Take every line that has the string "full" and copy it out.
** START **
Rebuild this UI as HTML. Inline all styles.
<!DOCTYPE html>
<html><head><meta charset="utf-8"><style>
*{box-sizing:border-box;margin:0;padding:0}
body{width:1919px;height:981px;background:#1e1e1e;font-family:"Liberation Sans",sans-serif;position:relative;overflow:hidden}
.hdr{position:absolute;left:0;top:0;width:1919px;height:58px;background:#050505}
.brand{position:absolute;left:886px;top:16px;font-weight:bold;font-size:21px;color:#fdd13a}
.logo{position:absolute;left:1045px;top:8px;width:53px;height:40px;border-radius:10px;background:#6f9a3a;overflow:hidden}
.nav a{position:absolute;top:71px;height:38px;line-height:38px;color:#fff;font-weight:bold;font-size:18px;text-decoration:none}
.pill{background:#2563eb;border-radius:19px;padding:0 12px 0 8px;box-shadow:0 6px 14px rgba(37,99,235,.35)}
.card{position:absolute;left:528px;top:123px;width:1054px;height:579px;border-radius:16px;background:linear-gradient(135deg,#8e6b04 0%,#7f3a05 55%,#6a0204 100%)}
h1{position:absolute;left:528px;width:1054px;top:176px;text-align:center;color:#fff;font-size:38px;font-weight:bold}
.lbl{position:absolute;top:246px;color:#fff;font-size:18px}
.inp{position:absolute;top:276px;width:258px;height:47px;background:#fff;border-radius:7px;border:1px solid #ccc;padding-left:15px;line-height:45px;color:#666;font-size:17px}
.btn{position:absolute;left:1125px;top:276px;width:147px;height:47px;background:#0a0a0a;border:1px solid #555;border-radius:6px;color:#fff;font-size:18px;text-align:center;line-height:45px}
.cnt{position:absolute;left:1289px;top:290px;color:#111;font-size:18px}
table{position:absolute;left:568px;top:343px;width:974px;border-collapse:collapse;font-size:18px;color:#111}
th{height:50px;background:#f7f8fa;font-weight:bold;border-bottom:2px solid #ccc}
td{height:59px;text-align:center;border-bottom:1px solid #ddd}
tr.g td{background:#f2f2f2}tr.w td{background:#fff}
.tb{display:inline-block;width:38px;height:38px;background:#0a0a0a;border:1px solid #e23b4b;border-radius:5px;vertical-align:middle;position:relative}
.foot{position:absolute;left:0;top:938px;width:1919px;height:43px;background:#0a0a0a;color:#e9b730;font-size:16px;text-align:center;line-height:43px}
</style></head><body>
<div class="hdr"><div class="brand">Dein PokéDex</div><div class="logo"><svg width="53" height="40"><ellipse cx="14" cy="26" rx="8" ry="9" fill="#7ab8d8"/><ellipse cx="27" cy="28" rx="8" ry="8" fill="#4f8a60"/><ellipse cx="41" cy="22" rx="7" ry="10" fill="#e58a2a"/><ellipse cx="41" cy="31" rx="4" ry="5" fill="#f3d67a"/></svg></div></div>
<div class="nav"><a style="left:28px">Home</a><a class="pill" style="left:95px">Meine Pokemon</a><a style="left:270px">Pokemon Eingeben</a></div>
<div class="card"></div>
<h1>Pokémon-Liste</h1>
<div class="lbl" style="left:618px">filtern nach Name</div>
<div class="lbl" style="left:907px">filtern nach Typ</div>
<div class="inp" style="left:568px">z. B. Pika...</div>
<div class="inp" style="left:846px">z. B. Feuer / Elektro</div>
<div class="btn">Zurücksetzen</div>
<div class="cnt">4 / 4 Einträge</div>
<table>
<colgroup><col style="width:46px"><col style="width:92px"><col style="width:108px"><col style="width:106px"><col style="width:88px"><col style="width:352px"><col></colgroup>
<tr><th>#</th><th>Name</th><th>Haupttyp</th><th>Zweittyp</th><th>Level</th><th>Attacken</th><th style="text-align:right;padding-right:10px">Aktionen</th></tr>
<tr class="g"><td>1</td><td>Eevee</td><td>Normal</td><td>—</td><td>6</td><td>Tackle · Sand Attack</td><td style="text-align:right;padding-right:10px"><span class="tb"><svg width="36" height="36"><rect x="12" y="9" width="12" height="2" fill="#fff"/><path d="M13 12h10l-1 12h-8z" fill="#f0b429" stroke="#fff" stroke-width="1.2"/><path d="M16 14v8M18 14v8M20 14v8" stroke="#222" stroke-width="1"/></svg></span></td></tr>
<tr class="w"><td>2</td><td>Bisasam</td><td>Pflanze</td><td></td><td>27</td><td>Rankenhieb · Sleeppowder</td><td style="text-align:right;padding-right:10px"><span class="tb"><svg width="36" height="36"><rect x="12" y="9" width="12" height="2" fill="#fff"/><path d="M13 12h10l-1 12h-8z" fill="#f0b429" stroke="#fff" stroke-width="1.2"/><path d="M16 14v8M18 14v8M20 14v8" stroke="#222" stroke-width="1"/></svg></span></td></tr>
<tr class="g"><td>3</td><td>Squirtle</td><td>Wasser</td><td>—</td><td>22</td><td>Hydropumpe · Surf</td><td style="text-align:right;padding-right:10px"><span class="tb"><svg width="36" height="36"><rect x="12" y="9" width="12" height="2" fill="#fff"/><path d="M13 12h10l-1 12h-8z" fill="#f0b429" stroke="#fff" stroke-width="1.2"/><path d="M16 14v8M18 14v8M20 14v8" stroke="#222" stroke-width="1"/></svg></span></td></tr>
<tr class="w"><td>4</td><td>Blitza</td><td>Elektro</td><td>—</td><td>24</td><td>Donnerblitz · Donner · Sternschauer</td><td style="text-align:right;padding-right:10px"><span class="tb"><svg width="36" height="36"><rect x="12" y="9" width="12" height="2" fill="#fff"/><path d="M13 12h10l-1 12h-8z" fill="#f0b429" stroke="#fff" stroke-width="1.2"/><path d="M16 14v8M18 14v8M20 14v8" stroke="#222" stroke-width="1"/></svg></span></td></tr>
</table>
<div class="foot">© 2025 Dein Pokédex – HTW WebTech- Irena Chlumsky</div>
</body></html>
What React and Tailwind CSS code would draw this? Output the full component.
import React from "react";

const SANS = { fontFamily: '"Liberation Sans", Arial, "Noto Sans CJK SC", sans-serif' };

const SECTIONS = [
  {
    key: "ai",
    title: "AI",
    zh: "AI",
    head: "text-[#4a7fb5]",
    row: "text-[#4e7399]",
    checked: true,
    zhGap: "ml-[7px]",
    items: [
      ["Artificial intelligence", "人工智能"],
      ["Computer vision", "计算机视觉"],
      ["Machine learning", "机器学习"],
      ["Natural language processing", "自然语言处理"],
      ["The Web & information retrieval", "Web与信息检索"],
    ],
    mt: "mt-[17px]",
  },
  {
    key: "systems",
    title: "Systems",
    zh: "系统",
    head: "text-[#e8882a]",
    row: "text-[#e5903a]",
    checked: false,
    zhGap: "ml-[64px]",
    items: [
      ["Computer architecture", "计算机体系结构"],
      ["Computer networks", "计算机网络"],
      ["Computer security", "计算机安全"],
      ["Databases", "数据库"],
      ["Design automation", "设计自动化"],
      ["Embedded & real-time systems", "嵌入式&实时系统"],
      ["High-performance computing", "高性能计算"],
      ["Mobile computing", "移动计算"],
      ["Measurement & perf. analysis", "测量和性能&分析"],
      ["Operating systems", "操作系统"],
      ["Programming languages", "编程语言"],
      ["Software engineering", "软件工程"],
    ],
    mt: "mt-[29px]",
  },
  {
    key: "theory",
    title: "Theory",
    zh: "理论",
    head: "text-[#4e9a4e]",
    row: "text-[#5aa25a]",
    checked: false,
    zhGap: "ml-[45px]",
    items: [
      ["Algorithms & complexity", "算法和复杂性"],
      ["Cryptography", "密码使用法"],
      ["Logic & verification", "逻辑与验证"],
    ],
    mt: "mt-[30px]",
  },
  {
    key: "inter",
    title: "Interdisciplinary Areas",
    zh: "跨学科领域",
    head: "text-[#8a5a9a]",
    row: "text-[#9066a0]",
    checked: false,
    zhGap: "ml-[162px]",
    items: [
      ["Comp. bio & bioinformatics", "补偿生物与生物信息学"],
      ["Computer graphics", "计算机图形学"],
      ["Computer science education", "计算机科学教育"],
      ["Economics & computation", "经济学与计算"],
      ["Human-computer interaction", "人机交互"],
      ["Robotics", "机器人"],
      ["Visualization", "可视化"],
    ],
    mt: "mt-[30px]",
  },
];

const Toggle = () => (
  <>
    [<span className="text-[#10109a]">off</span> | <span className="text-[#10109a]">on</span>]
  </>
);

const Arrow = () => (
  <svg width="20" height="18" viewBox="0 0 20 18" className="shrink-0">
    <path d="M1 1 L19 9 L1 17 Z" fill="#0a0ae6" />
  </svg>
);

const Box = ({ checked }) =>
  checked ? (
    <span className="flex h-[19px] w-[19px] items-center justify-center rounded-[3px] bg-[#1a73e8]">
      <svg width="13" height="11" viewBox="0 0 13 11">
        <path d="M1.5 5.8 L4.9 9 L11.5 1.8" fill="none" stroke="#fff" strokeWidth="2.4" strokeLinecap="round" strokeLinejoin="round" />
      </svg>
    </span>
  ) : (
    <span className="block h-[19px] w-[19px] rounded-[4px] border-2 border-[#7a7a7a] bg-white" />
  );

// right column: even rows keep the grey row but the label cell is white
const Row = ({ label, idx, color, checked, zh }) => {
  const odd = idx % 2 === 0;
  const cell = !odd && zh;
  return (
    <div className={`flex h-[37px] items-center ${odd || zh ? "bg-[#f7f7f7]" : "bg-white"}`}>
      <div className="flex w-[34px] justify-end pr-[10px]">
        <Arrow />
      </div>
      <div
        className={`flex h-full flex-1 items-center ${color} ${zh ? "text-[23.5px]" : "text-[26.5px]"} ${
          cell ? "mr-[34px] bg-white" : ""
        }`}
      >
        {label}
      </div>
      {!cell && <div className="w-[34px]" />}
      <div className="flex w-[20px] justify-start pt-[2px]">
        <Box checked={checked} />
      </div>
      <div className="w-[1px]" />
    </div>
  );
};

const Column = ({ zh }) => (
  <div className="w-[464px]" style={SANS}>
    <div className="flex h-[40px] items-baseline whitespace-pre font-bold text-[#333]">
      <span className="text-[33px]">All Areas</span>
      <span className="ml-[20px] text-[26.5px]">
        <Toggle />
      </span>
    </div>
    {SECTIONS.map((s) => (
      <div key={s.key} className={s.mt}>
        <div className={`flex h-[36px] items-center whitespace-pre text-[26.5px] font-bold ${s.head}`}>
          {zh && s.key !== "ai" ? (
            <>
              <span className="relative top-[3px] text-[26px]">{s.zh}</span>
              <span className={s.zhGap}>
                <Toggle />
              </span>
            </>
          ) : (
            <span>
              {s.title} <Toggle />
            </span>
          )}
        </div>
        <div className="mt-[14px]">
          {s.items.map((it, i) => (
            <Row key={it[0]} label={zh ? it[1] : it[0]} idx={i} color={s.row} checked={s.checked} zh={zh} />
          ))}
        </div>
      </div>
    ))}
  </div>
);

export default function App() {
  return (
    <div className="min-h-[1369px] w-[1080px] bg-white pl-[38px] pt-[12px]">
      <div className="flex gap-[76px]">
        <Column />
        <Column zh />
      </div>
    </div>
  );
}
** END **
EXPECTED ANSWER
What React and Tailwind CSS code would draw this? Output the full component.
        className={`flex h-full flex-1 items-center ${color} ${zh ? "text-[23.5px]" : "text-[26.5px]"} ${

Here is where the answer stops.